§ **GIVEN MATERIAL**:
§

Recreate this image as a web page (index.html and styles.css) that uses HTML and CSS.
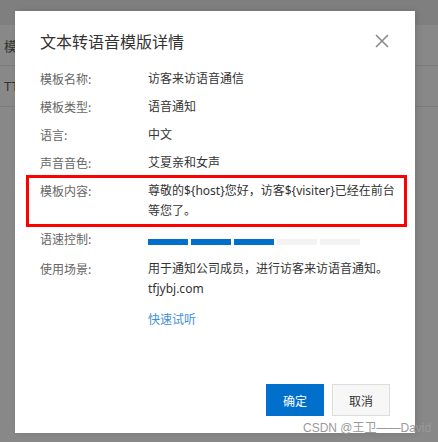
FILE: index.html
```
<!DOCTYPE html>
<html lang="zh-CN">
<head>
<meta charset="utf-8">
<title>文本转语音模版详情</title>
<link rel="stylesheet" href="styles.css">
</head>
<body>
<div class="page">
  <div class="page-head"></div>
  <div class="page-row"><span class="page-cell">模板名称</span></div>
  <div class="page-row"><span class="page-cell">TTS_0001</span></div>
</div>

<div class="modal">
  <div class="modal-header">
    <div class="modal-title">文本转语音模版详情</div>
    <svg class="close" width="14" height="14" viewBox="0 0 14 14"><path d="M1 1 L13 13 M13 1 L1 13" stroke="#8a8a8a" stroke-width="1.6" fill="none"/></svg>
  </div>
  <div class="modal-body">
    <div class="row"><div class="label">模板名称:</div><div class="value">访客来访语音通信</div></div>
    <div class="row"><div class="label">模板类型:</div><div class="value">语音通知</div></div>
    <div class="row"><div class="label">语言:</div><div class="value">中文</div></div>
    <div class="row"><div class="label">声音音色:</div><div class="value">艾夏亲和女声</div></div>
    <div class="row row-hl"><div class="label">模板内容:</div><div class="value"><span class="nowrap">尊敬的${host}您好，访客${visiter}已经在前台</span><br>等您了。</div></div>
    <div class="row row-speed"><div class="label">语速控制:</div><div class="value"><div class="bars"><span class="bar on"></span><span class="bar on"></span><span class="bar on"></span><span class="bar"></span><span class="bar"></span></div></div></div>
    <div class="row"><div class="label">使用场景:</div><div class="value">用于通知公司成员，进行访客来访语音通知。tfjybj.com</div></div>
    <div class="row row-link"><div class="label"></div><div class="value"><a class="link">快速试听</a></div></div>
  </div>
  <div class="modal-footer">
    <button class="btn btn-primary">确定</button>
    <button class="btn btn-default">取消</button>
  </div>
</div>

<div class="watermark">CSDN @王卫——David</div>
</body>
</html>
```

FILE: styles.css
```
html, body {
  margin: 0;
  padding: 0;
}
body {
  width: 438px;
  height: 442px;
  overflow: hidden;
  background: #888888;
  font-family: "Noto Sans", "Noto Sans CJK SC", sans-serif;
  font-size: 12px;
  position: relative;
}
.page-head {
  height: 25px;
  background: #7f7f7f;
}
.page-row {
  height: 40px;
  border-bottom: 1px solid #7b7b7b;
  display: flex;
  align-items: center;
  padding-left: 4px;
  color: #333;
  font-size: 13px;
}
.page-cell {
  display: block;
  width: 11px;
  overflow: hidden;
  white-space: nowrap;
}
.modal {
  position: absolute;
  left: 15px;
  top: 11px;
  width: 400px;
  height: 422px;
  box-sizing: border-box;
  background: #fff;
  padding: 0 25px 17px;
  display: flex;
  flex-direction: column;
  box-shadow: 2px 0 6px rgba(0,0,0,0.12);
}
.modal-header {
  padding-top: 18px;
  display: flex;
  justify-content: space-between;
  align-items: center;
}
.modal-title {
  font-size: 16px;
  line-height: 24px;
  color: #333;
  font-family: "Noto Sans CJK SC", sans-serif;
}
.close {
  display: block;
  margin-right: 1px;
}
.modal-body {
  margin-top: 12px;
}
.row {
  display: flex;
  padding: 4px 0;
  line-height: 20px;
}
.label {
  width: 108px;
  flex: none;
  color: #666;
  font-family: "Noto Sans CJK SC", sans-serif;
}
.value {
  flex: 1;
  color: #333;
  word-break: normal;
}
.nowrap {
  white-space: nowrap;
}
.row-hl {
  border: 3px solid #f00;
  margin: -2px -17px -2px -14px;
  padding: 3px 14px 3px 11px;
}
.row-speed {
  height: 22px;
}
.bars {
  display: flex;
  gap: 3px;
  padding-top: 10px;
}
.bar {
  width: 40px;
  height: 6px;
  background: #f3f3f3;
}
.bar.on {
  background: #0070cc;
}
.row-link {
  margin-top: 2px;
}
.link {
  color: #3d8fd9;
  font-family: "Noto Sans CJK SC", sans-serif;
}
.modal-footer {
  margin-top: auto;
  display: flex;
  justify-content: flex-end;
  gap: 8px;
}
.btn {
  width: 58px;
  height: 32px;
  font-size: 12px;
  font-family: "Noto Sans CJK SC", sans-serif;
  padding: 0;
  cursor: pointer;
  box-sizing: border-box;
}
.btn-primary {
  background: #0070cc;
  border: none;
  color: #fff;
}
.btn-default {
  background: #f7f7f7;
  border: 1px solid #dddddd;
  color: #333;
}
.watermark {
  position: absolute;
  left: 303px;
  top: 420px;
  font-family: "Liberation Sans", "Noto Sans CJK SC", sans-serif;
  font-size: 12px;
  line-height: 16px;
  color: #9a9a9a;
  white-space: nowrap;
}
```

§

Repeat the listing in full and exactly. Do not include any images.

§ **SOLUTION TO THE PROBLEM**:
Recreate this image as a web page (index.html and styles.css) that uses HTML and CSS.
FILE: index.html
```
<!DOCTYPE html>
<html lang="zh-CN">
<head>
<meta charset="utf-8">
<title>文本转语音模版详情</title>
<link rel="stylesheet" href="styles.css">
</head>
<body>
<div class="page">
  <div class="page-head"></div>
  <div class="page-row"><span class="page-cell">模板名称</span></div>
  <div class="page-row"><span class="page-cell">TTS_0001</span></div>
</div>

<div class="modal">
  <div class="modal-header">
    <div class="modal-title">文本转语音模版详情</div>
    <svg class="close" width="14" height="14" viewBox="0 0 14 14"><path d="M1 1 L13 13 M13 1 L1 13" stroke="#8a8a8a" stroke-width="1.6" fill="none"/></svg>
  </div>
  <div class="modal-body">
    <div class="row"><div class="label">模板名称:</div><div class="value">访客来访语音通信</div></div>
    <div class="row"><div class="label">模板类型:</div><div class="value">语音通知</div></div>
    <div class="row"><div class="label">语言:</div><div class="value">中文</div></div>
    <div class="row"><div class="label">声音音色:</div><div class="value">艾夏亲和女声</div></div>
    <div class="row row-hl"><div class="label">模板内容:</div><div class="value"><span class="nowrap">尊敬的${host}您好，访客${visiter}已经在前台</span><br>等您了。</div></div>
    <div class="row row-speed"><div class="label">语速控制:</div><div class="value"><div class="bars"><span class="bar on"></span><span class="bar on"></span><span class="bar on"></span><span class="bar"></span><span class="bar"></span></div></div></div>
    <div class="row"><div class="label">使用场景:</div><div class="value">用于通知公司成员，进行访客来访语音通知。tfjybj.com</div></div>
    <div class="row row-link"><div class="label"></div><div class="value"><a class="link">快速试听</a></div></div>
  </div>
  <div class="modal-footer">
    <button class="btn btn-primary">确定</button>
    <button class="btn btn-default">取消</button>
  </div>
</div>

<div class="watermark">CSDN @王卫——David</div>
</body>
</html>
```

FILE: styles.css
```
html, body {
  margin: 0;
  padding: 0;
}
body {
  width: 438px;
  height: 442px;
  overflow: hidden;
  background: #888888;
  font-family: "Noto Sans", "Noto Sans CJK SC", sans-serif;
  font-size: 12px;
  position: relative;
}
.page-head {
  height: 25px;
  background: #7f7f7f;
}
.page-row {
  height: 40px;
  border-bottom: 1px solid #7b7b7b;
  display: flex;
  align-items: center;
  padding-left: 4px;
  color: #333;
  font-size: 13px;
}
.page-cell {
  display: block;
  width: 11px;
  overflow: hidden;
  white-space: nowrap;
}
.modal {
  position: absolute;
  left: 15px;
  top: 11px;
  width: 400px;
  height: 422px;
  box-sizing: border-box;
  background: #fff;
  padding: 0 25px 17px;
  display: flex;
  flex-direction: column;
  box-shadow: 2px 0 6px rgba(0,0,0,0.12);
}
.modal-header {
  padding-top: 18px;
  display: flex;
  justify-content: space-between;
  align-items: center;
}
.modal-title {
  font-size: 16px;
  line-height: 24px;
  color: #333;
  font-family: "Noto Sans CJK SC", sans-serif;
}
.close {
  display: block;
  margin-right: 1px;
}
.modal-body {
  margin-top: 12px;
}
.row {
  display: flex;
  padding: 4px 0;
  line-height: 20px;
}
.label {
  width: 108px;
  flex: none;
  color: #666;
  font-family: "Noto Sans CJK SC", sans-serif;
}
.value {
  flex: 1;
  color: #333;
  word-break: normal;
}
.nowrap {
  white-space: nowrap;
}
.row-hl {
  border: 3px solid #f00;
  margin: -2px -17px -2px -14px;
  padding: 3px 14px 3px 11px;
}
.row-speed {
  height: 22px;
}
.bars {
  display: flex;
  gap: 3px;
  padding-top: 10px;
}
.bar {
  width: 40px;
  height: 6px;
  background: #f3f3f3;
}
.bar.on {
  background: #0070cc;
}
.row-link {
  margin-top: 2px;
}
.link {
  color: #3d8fd9;
  font-family: "Noto Sans CJK SC", sans-serif;
}
.modal-footer {
  margin-top: auto;
  display: flex;
  justify-content: flex-end;
  gap: 8px;
}
.btn {
  width: 58px;
  height: 32px;
  font-size: 12px;
  font-family: "Noto Sans CJK SC", sans-serif;
  padding: 0;
  cursor: pointer;
  box-sizing: border-box;
}
.btn-primary {
  background: #0070cc;
  border: none;
  color: #fff;
}
.btn-default {
  background: #f7f7f7;
  border: 1px solid #dddddd;
  color: #333;
}
.watermark {
  position: absolute;
  left: 303px;
  top: 420px;
  font-family: "Liberation Sans", "Noto Sans CJK SC", sans-serif;
  font-size: 12px;
  line-height: 16px;
  color: #9a9a9a;
  white-space: nowrap;
}
```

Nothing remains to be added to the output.